Leire, desde su despacho y entre expediente y expediente, escribía una carta semanal a Chemo. A veces se la enviaba por correo, otras la guardaba para entregársela en persona el viernes. Chemo hacía otro tanto… cartas inflamadas de pasión, en las que ambos aseguraban no poder vivir el uno sin el otro; ser el uno para el otro lo mejor que habían encontrado en sus respectivas vidas. Cartas en las que Leire suplicaba por unos cables, aún no inventados, que conectasen sus cerebros y almas, para probarse lo que sentían.

Docenas de cartas guardó y releyó Leire hasta hace sólo unos pocos meses, cuando tomó la decisión de devolverlas a su autor. Unas misivas que habían dejado de intercambiarse cuando Chemo, al poco, se aburrió de escribir.

Entonces-creía aún Leire- que, cuando cesa la pasión, lo que queda es el AMOR. Y no... a veces no queda nada...



A Leire no le importaban las anteriores relaciones de Chemo; no sentía curiosidad: “me basta el aquí y ahora”, decía.
Pero Chema insistía en contarle:
Así supo que había tenido una larga relación con una chica de dieciocho años que veraneaba en el mismo pueblo que los padres de Leire: al parecer fue una relación de altos y bajos que, decía Chemo, había cortado él, a pesar de que ella quería casarse.
A esta chica le siguió una mujer de origen asiático a la que Chemo conoció en su ciudad de trabajo; y a la que dejó también cuando ella entendió que habían de casarse:
Al parecer, la educación recibida lpor la cxhica le hacía entender que las relaciones sexuales debían seguirse del matrimonio; y Chemo le hizo ver la discrepancia de mentalidad.
Ella, según Chemo, volvió a su país, destrozada, y allí intentó acabar con su vida, cortándose las venas. Afortunadamente, explicó Chemo, no lo consiguió y hoy día está felizmente casada con un compatriota.

Y la inmediata antecesora de Leire quien, al mismo tiempo que con Chemo, salía con un hombre casado, hasta que ella dejó temporalmente a Chemo por volver con el otro.
Al parecer, cuando la chica intentó reconquistar a Chemo, éste- primando el orgullo- la rechazó.

Chemo presumía de ser siempre él quien cortaba la relación; y de que siempre le habían “cazado”: que nunca hubo de esforzarse por conseguir una mujer.

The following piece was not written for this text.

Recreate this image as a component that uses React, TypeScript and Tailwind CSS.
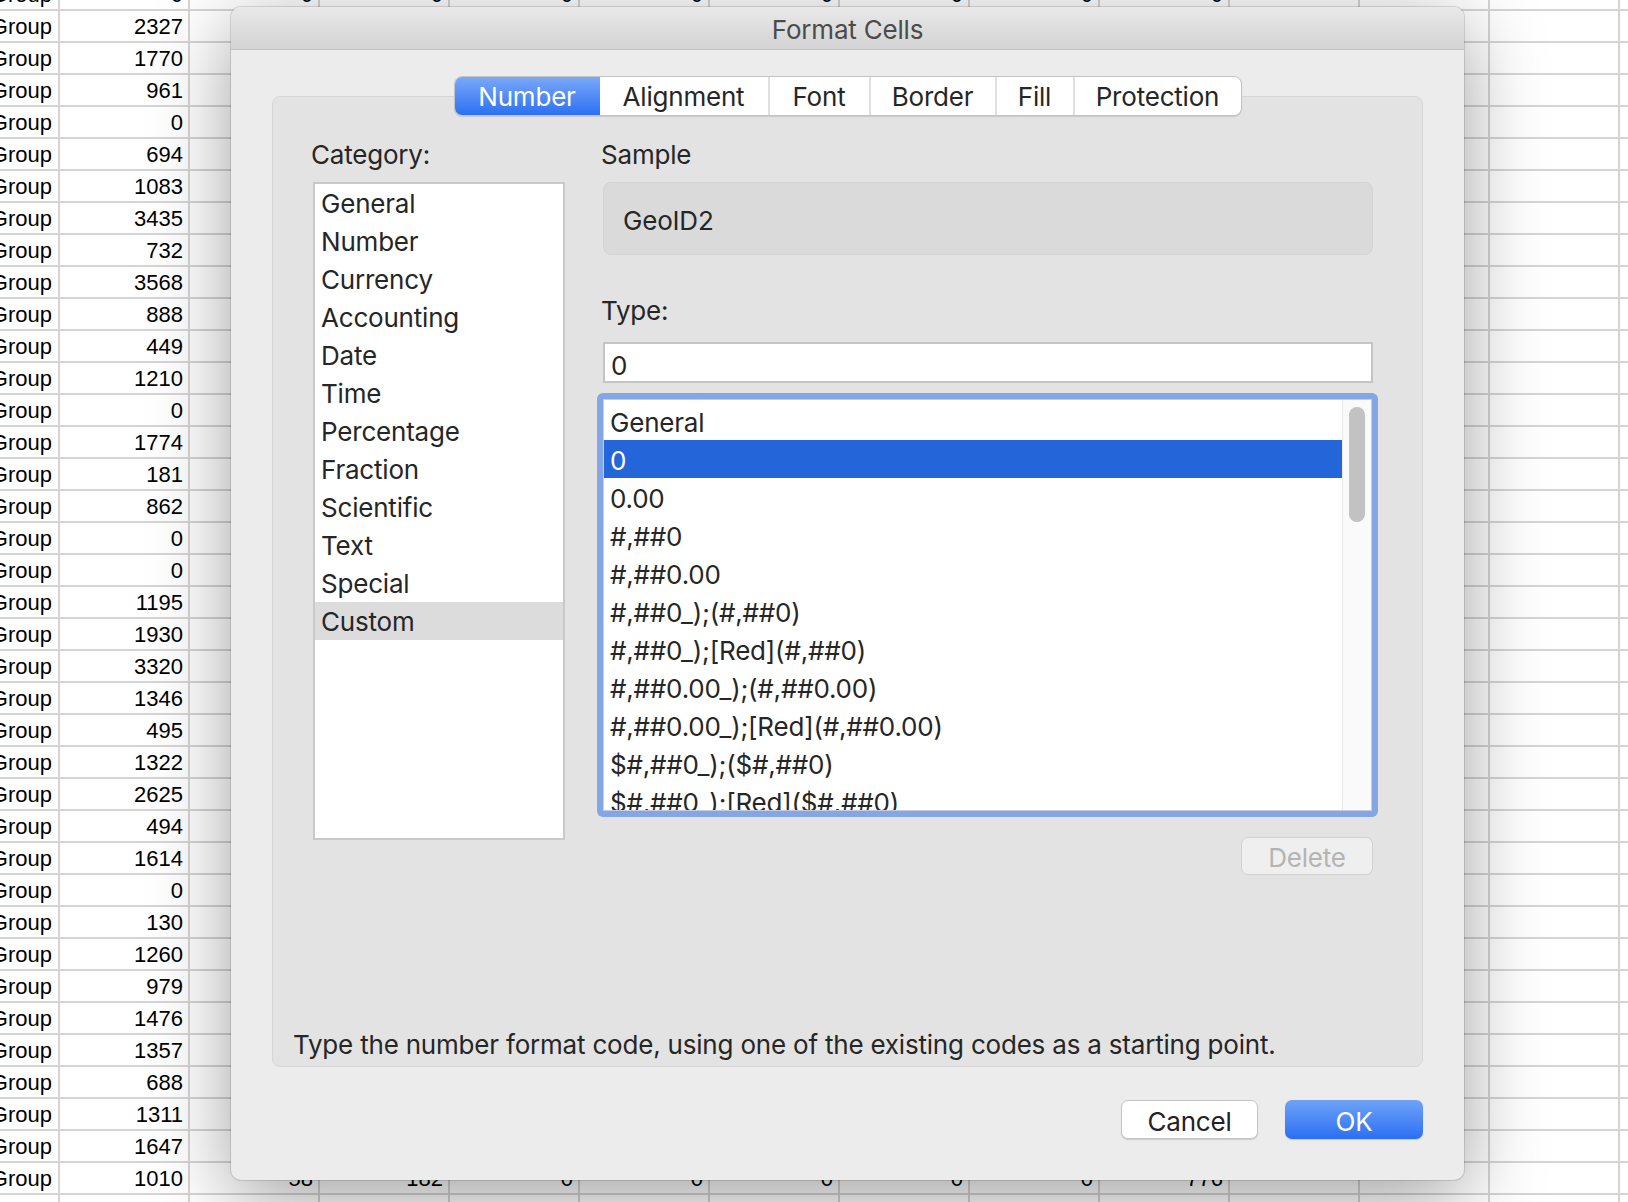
const LEFT_VALUES = [
  2327, 1770, 961, 0, 694, 1083, 3435, 732, 3568, 888, 449, 1210, 0, 1774, 181, 862, 0, 0, 1195,
  1930, 3320, 1346, 495, 1322, 2625, 494, 1614, 0, 130, 1260, 979, 1476, 1357, 688, 1311, 1647, 1010,
];

const CATEGORIES = [
  'General', 'Number', 'Currency', 'Accounting', 'Date', 'Time', 'Percentage',
  'Fraction', 'Scientific', 'Text', 'Special', 'Custom',
];

const FORMATS = [
  'General', '0', '0.00', '#,##0', '#,##0.00', '#,##0_);(#,##0)', '#,##0_);[Red](#,##0)',
  '#,##0.00_);(#,##0.00)', '#,##0.00_);[Red](#,##0.00)', '$#,##0_);($#,##0)',
  '$#,##0_);[Red]($#,##0)', '$#,##0.00_);($#,##0.00)',
];

const TABS = [
  { label: 'Number', w: 'w-[145px]' },
  { label: 'Alignment', w: 'w-[168px]' },
  { label: 'Font', w: 'w-[101px]' },
  { label: 'Border', w: 'w-[126px]' },
  { label: 'Fill', w: 'w-[78px]' },
  { label: 'Protection', w: 'w-[168px]' },
];

const EXTRA_COLS = 12;

function SheetRow({ a, b, rest = [] }: { a?: string; b?: string; rest?: string[] }) {
  return (
    <div className="flex h-[32px] shrink-0 border-b-2 border-[#d5d5d5]">
      <div className="flex h-full w-[60px] shrink-0 justify-end overflow-hidden whitespace-nowrap border-r-2 border-[#d5d5d5] pr-[6px] leading-[31px]">
        {a}
      </div>
      <div className="flex h-full w-[130px] shrink-0 justify-end border-r-2 border-[#d5d5d5] pr-[5px] leading-[31px]">
        {b}
      </div>
      {Array.from({ length: EXTRA_COLS }).map((_, i) => (
        <div
          key={i}
          className="flex h-full w-[130px] shrink-0 justify-end border-r-2 border-[#d5d5d5] pr-[5px] leading-[31px]"
        >
          {rest[i]}
        </div>
      ))}
    </div>
  );
}

function Sheet() {
  const zeros = ['0', '0', '0', '0', '0', '0', '0', '0'];
  return (
    <div className="-mt-[21px] flex flex-col font-['Liberation_Sans',sans-serif] text-[22px] text-black">
      <SheetRow a="Group" b="0" rest={zeros} />
      {LEFT_VALUES.map((v, i) => (
        <SheetRow
          key={i}
          a="Group"
          b={String(v)}
          rest={i === LEFT_VALUES.length - 1 ? ['58', '182', '0', '0', '0', '0', '0', '776'] : []}
        />
      ))}
      <SheetRow />
    </div>
  );
}

function Tabs() {
  return (
    <div className="relative z-10 mt-[26px] flex h-[40px] justify-center">
      <div className="flex overflow-hidden rounded-[8px] border border-[#c4c4c4] bg-white shadow-[0_1px_1px_rgba(0,0,0,0.12)]">
        {TABS.map((t, i) =>
          i === 0 ? (
            <div
              key={t.label}
              className={`${t.w} bg-gradient-to-b from-[#79a8f8] to-[#2c6ff2] pt-[1px] text-center leading-[38px] text-white`}
            >
              {t.label}
            </div>
          ) : (
            <div
              key={t.label}
              className={`${t.w} pt-[1px] text-center leading-[38px] text-[#262626] ${i > 1 ? 'border-l-2 border-[#e0e0e0]' : ''}`}
            >
              {t.label}
            </div>
          ),
        )}
      </div>
    </div>
  );
}

function CategoryList() {
  return (
    <div className="ml-[2px] mt-[12px] h-[658px] w-[252px] border-2 border-[#c9c9c9] bg-white">
      {CATEGORIES.map((c) => (
        <div
          key={c}
          className={`h-[38px] pl-[6px] pt-[2px] leading-[36px] text-[#262626] ${c === 'Custom' ? 'bg-[#dcdcdc]' : ''}`}
        >
          {c}
        </div>
      ))}
    </div>
  );
}

function FormatList() {
  return (
    <div className="-ml-[4px] mt-[10px] h-[424px] w-[781px] rounded-[6px] bg-[#84a6e5] p-[6px]">
      <div className="flex h-full border border-[#c3cde2] bg-white">
        <div className="flex-1 overflow-hidden pt-[2px]">
          {FORMATS.map((f) => (
            <div
              key={f}
              className={`h-[38px] whitespace-nowrap pl-[6px] pt-[3px] leading-[35px] ${f === '0' ? 'bg-[#2466d9] text-white' : 'text-[#262626]'}`}
            >
              {f}
            </div>
          ))}
        </div>
        <div className="w-[29px] border-l border-[#e8e8e8] bg-[#fafafa] px-[6px] pt-[7px]">
          <div className="h-[115px] w-[16px] rounded-full bg-[#c2c2c2]" />
        </div>
      </div>
    </div>
  );
}

function Dialog() {
  return (
    <div className="absolute left-[231px] top-[7px] flex h-[1173px] w-[1233px] flex-col overflow-hidden rounded-[10px] bg-[#ececec] font-['Inter','Liberation_Sans',sans-serif] text-[26px] tracking-[-0.2px] shadow-[0_18px_80px_rgba(0,0,0,0.38),0_0_0_1px_rgba(0,0,0,0.12)]">
      <div className="flex h-[43px] shrink-0 items-center justify-center border-b border-[#c2c2c2] bg-gradient-to-b from-[#e9e9e9] to-[#d3d3d3] pt-[2px] text-[#4b4b4b]">
        Format Cells
      </div>
      <div className="flex flex-1 flex-col px-[41px]">
        <Tabs />
        <div className="-mt-[20px] flex h-[971px] flex-col rounded-[8px] border border-[#d6d6d6] bg-[#e3e3e3]">
          <div className="flex pl-[38px] pt-[41px]">
            <div className="w-[254px]">
              <div className="h-[32px] pt-[1px] leading-[32px] text-[#262626]">Category:</div>
              <CategoryList />
            </div>
            <div className="ml-[36px] flex w-[772px] flex-col">
              <div className="h-[32px] pt-[1px] leading-[32px] text-[#262626]">Sample</div>
              <div className="ml-[2px] mt-[12px] flex h-[73px] w-[770px] items-center rounded-[8px] border border-[#d3d3d3] bg-[#dadada] pl-[19px] pt-[3px] text-[#262626]">
                GeoID2
              </div>
              <div className="mt-[39px] h-[32px] pt-[1px] leading-[32px] text-[#262626]">Type:</div>
              <div className="ml-[2px] mt-[16px] flex h-[41px] w-[770px] items-center border-2 border-[#c4c4c4] bg-white pl-[6px] pt-[6px] text-[#262626]">
                0
              </div>
              <FormatList />
              <div className="mt-[20px] flex h-[38px] w-[132px] items-center justify-center self-end rounded-[7px] border border-[#d0d0d0] bg-[#efefef] pt-[2px] text-[#b4b4b4]">
                Delete
              </div>
            </div>
          </div>
          <div className="mt-auto pb-[5px] pl-[20px] leading-[32px] text-[#262626]">
            Type the number format code, using one of the existing codes as a starting point.
          </div>
        </div>
        <div className="mt-[33px] flex justify-end gap-[27px]">
          <div className="flex h-[39px] w-[137px] items-center justify-center rounded-[7px] border border-[#c6c6c6] bg-white pt-[3px] text-[#222222] shadow-[0_1px_1px_rgba(0,0,0,0.15)]">
            Cancel
          </div>
          <div className="flex h-[39px] w-[138px] items-center justify-center rounded-[7px] bg-gradient-to-b from-[#6ea3f8] to-[#2b6ef2] pt-[3px] text-white shadow-[0_1px_1px_rgba(0,0,0,0.15)]">
            OK
          </div>
        </div>
      </div>
    </div>
  );
}

export default function App() {
  return (
    <div className="relative h-[1202px] w-[1628px] overflow-hidden bg-white">
      <Sheet />
      <Dialog />
    </div>
  );
}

Supuestamente, Leire era la única por la que hubo de esforzarse para conquistarla.

Apenas se detuvo un instante Leire en considerar esta actitud de Chemo como presuntuosa y entender que se estaba pavoneando ante ella.
Era algo más profundo, como entendería con el paso del tiempo. Y es que a Leire debió haberle quedado meridianamente claro que NADIE abandonaba a Chemo.

Otra peculiaridad de Chemo parecía ser su preferencia, cercana a a obsesión. por las mujeres vírgenes y, según él, vírgenes fueron todas sus novias. Este tema causaba cierto apuro y malestar a Leire, poco acostumbrada a tratar de su sexualidad con nadie y nada dispuesta a otorgar tan desmedida relevancia a ese tema: a su juicio, obsoleto para la mentalidad de la sociedad del momento y con un mucho de sexismo.

En fin… Entonces para Leire el mundo era de color azul-bebé y cada nuevo día olía a recién nacido y a promesas que no se atrevía a desear se cumplieran. Tan feliz era esperándolas y viéndolas flotar como pompas de jabón.